Ben Pfaff [Fri, 1 May 2009 17:20:35 +0000 (10:20 -0700)]
datapath: Eliminate synchronize_rcu() in port group update.
We found out some time ago that synchronize_rcu() can block for multiple
seconds in some cases, so it's a good idea to eliminate as many of them
as we can.
This removes such a call in set_port_group(). This requires adding an
rcu_head to the data structure for port groups; since until now we've just
used the same "struct odp_port_group" exported to userspace, this means
that we need to introduce a new "struct dp_port_group" for internal use,
which in turn causes a fair bit of code motion.
Bug #1233.
Ben Pfaff [Thu, 30 Apr 2009 19:57:20 +0000 (12:57 -0700)]
datapath: Fix memory leak in port group.
When we destroy a datapath, we need to free its port groups also.
This is a fairly small memory leak: a few hundred bytes, at most, and
it only occurred each time a datapath was destroyed.
Ben Pfaff [Thu, 30 Apr 2009 21:42:38 +0000 (14:42 -0700)]
leak-checker: Stop logging after fstat() fails.
When fstat() fails, we should either stop logging or re-set the leak
checker hooks. The previous code didn't do either.
Ben Pfaff [Thu, 30 Apr 2009 21:45:30 +0000 (14:45 -0700)]
leak-checker: Stop logging after an output error.

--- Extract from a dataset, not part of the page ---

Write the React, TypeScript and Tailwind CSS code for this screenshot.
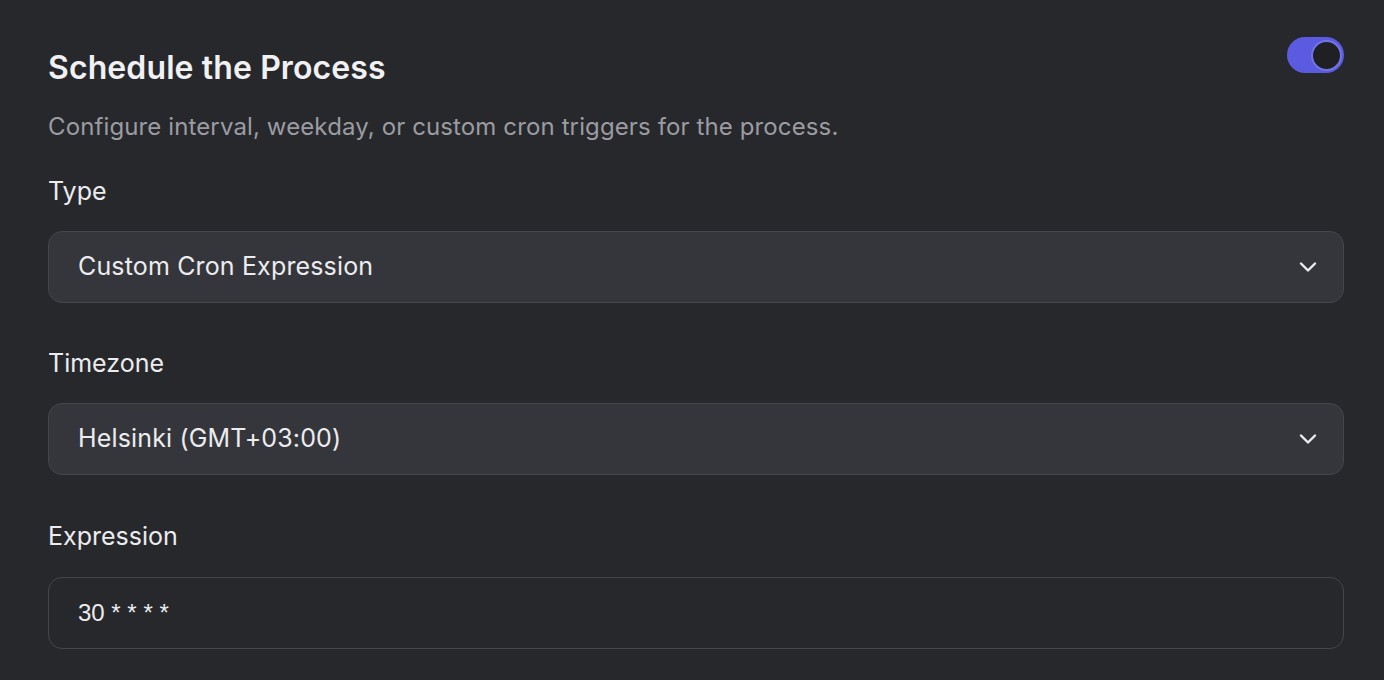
import { ChevronDown } from "lucide-react";

function Label({ children }: { children: React.ReactNode }) {
  return <div className="text-[25px] leading-[30px] text-[#ececee]">{children}</div>;
}

function SelectBox({ value }: { value: string }) {
  return (
    <div className="mt-[25px] flex h-[72px] items-center justify-between rounded-[14px] border border-[#45464b] bg-[#35363b] pl-[29px] pr-[21px]">
      <span className="text-[25px] tracking-[0.15px] text-[#ececee]">{value}</span>
      <ChevronDown className="h-[28px] w-[28px] text-[#ececee]" strokeWidth={2.1} />
    </div>
  );
}

export default function App() {
  return (
    <div
      className="min-h-[680px] bg-[#27282c] pl-[48px] pr-[40px] pt-[37px] pb-[40px] text-white"
      style={{ fontFamily: "Inter, 'Noto Sans', sans-serif" }}
    >
      <div className="flex items-start justify-between">
        <h1 className="mt-[13px] text-[32px] font-semibold leading-[36px] tracking-[0.1px] text-[#f1f1f3]">
          Schedule the Process
        </h1>
        <button
          type="button"
          className="flex h-[36px] w-[57px] items-center justify-end rounded-full bg-[#5b5be2] pr-[2px]"
        >
          <span className="h-[31px] w-[31px] rounded-full border-2 border-[#7373e6] bg-[#1f2024]" />
        </button>
      </div>

      <p className="mt-[26px] text-[24px] leading-[30px] tracking-[0.12px] text-[#9b9ca1]">
        Configure interval, weekday, or custom cron triggers for the process.
      </p>

      <div className="mt-[34px]">
        <Label>Type</Label>
        <SelectBox value="Custom Cron Expression" />
      </div>

      <div className="mt-[45px]">
        <Label>Timezone</Label>
        <SelectBox value="Helsinki (GMT+03:00)" />
      </div>

      <div className="mt-[46px]">
        <Label>Expression</Label>
        <div className="mt-[26px] flex h-[72px] items-center rounded-[14px] border border-[#45464b] bg-[#27282c] px-[29px]">
          <span
            className="text-[24px] text-[#ececee]"
            style={{ fontFamily: "'Liberation Sans', Arial, sans-serif" }}
          >
            30 * * * *
          </span>
        </div>
      </div>
    </div>
  );
}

In particular it's not polite to continue trying to write to the output
file after ENOSPC, since it will immediately fill up the disk again should
anyone free up any space and keeping the log file open prevents usefully
deleting it.
Ben Pfaff [Thu, 30 Apr 2009 21:37:19 +0000 (14:37 -0700)]
leak-checker: Make output line-buffered.
Unbuffered output was ideal from the viewpoint of getting the maximum
amount of output when the process was killed, but it causes a dozen or
more system calls per log entry. Line buffering should be a reasonable
compromise.
Ben Pfaff [Thu, 30 Apr 2009 21:00:06 +0000 (14:00 -0700)]

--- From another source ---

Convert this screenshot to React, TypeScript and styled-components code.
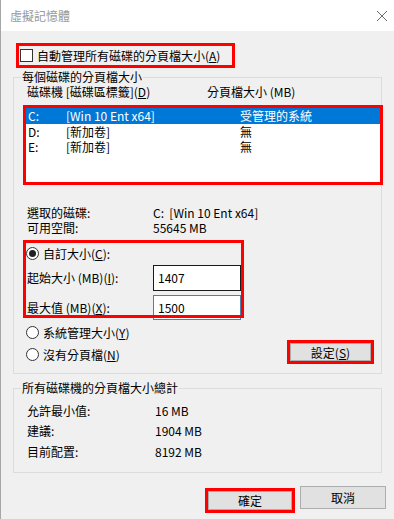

brcompatd: Fix formatting of /proc/net/vlan files.
The C source file that I copped this from originally didn't spell out the
tab as \t, thus it was very difficult to see.
Thanks for Justin for pointing this out.
Ben Pfaff [Thu, 30 Apr 2009 20:59:08 +0000 (13:59 -0700)]

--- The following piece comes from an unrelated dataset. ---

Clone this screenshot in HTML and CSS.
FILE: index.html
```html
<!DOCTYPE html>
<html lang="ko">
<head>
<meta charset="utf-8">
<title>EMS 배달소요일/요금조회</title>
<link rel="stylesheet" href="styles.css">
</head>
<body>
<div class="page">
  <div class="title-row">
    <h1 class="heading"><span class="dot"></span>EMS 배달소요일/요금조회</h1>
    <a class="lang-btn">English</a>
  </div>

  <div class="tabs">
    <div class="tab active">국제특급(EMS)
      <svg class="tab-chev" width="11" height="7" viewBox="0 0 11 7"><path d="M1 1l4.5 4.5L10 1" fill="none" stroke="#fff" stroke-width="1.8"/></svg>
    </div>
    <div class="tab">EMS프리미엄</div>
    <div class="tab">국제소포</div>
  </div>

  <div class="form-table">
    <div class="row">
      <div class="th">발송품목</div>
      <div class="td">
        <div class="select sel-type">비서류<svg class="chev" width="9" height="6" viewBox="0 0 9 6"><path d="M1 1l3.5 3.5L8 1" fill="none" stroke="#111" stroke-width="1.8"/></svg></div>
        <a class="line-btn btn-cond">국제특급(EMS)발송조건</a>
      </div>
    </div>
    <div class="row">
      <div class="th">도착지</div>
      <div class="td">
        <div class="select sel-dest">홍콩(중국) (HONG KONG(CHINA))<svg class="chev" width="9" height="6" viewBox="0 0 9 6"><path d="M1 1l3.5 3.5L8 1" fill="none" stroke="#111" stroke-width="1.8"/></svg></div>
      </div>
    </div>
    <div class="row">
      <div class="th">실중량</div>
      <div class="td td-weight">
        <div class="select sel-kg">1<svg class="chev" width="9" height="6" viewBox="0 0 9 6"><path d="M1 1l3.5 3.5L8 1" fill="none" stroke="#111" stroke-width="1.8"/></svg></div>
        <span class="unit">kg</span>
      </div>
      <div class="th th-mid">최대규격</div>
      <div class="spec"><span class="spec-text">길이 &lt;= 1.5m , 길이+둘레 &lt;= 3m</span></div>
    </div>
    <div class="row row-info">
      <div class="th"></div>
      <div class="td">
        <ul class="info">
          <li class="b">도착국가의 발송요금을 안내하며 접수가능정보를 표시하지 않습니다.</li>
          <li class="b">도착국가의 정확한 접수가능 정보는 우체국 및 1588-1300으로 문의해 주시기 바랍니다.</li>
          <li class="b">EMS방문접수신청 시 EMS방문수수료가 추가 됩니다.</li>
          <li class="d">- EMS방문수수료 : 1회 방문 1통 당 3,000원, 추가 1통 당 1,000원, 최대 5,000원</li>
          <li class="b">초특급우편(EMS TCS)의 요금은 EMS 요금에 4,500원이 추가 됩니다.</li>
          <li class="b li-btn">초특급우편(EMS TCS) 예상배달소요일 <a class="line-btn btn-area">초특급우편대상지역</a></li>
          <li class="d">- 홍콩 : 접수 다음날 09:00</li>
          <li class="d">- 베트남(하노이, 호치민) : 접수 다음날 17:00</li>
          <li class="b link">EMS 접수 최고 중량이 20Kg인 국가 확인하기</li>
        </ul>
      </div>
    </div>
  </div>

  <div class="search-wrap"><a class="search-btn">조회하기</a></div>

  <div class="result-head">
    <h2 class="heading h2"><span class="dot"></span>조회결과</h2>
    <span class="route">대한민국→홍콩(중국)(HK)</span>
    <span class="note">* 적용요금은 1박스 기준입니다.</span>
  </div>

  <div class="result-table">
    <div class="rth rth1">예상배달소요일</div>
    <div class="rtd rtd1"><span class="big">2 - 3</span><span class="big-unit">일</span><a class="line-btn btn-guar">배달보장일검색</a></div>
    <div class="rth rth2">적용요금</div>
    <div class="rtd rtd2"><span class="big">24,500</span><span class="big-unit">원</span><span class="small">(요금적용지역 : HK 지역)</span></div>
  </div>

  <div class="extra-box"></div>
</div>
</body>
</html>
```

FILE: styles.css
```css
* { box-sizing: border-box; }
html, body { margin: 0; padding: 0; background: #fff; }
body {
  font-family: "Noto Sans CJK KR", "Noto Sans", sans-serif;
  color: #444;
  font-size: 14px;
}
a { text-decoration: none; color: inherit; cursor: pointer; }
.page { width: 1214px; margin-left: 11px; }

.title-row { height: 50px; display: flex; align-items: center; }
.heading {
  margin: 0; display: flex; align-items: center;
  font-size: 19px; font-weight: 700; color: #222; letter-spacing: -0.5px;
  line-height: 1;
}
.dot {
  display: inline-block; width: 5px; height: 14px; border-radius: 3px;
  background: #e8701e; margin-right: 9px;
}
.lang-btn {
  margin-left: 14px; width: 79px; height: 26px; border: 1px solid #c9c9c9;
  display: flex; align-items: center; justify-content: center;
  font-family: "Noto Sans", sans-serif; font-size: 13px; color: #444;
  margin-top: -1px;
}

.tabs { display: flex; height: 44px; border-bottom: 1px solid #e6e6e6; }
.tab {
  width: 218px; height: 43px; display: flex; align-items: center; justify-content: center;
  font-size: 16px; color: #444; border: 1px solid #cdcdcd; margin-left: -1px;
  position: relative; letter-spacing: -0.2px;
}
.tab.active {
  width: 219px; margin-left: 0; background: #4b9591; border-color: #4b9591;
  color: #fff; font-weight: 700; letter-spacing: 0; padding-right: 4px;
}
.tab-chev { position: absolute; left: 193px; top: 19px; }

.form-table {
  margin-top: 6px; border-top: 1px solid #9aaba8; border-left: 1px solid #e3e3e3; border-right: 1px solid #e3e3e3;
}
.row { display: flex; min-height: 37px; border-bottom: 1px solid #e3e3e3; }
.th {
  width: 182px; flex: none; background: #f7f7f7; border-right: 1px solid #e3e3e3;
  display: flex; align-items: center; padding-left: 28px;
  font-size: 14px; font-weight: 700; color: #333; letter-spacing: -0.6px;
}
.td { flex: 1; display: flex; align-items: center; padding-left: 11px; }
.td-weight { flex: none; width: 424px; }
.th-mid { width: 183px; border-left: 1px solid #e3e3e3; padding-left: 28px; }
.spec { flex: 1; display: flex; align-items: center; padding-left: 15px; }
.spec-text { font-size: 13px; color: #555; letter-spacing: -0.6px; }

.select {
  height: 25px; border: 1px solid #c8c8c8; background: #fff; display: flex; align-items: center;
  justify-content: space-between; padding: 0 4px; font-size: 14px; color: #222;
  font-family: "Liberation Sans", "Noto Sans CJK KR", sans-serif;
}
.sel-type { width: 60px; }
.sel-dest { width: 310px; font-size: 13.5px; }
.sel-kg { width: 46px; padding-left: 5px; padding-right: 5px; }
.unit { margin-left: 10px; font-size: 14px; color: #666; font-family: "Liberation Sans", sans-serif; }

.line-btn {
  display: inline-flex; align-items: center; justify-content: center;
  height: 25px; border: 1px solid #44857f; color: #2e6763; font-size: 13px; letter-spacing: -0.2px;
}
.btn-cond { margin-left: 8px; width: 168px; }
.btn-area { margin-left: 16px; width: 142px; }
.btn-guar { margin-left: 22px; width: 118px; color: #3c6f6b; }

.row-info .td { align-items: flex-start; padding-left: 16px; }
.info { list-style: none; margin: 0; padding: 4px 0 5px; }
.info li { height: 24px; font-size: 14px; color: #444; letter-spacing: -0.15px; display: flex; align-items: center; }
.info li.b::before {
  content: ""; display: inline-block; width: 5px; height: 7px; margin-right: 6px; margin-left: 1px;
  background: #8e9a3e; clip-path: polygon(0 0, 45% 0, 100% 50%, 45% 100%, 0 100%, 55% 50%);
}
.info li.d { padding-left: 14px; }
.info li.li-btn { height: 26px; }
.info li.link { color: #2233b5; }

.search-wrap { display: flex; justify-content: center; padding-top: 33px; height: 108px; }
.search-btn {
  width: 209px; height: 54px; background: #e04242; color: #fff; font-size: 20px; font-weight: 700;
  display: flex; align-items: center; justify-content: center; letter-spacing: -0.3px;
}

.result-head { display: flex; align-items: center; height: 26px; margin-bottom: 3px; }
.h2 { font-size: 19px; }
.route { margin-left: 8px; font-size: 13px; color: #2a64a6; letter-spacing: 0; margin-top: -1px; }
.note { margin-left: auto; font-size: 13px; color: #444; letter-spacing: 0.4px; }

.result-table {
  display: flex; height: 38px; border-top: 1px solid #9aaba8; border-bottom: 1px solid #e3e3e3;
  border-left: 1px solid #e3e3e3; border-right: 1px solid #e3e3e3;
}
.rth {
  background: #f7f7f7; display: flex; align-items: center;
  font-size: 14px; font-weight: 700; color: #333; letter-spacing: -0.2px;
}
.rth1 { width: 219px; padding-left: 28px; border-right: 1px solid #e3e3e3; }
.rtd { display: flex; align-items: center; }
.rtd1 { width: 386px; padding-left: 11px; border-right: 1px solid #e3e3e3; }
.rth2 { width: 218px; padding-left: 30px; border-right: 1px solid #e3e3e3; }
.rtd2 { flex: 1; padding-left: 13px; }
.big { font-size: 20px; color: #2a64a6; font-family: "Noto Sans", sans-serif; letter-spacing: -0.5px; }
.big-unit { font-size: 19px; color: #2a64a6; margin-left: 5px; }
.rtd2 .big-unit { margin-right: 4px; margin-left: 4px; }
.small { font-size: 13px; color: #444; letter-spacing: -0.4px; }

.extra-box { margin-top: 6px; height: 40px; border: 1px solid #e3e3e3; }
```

brcompat: Use named macro in place of literal constants.
Thanks to Justin for the suggestion.
Ben Pfaff [Thu, 30 Apr 2009 20:46:44 +0000 (13:46 -0700)]
datapath: Break up GSO packets before sending to userspace.
On a Xen host, over-MTU GSO packets from virtual machines can end up sent
down by the virtual switch to userspace. This happens, for example, if a
TCP flow has a long enough "pause" that the datapath flow times out. When
this happens, the packet is not marked as GSO when secchan sends it back up
via dpif_execute(), and the packet is then discarded in dp_xmit_skb() as
too large.
This commit solves the problem by breaking GSO packets into MTU-size pieces
before passing them along to userspace.
Tested by running "netperf" between two VMs on different boxes and running
"dpctl dp-del-flows" on the appropriate datapath a few times in the middle
and seeing that the total bandwidth didn't change much. Verified that
packets were actually being broken up by adding a printk call inside the
"if (skb_is_gso())" block.
Thanks to Justin and Keith for review.
Bug #1133.
Justin Pettit [Wed, 29 Apr 2009 22:43:57 +0000 (15:43 -0700)]
Fix policing performance issues with VIFs.
Policing is configured with the "tc" command. By default, it picks up
the MTU from the interface having policy applied. When a guest operating
systems is configured for segmentation offloading, the packets handed to
DOM0 may be substantially larger than the MTU. The policing code was
dropping these packets, which caused performance to dive. We now
configure policing with an MTU of 64K, which solves the problem.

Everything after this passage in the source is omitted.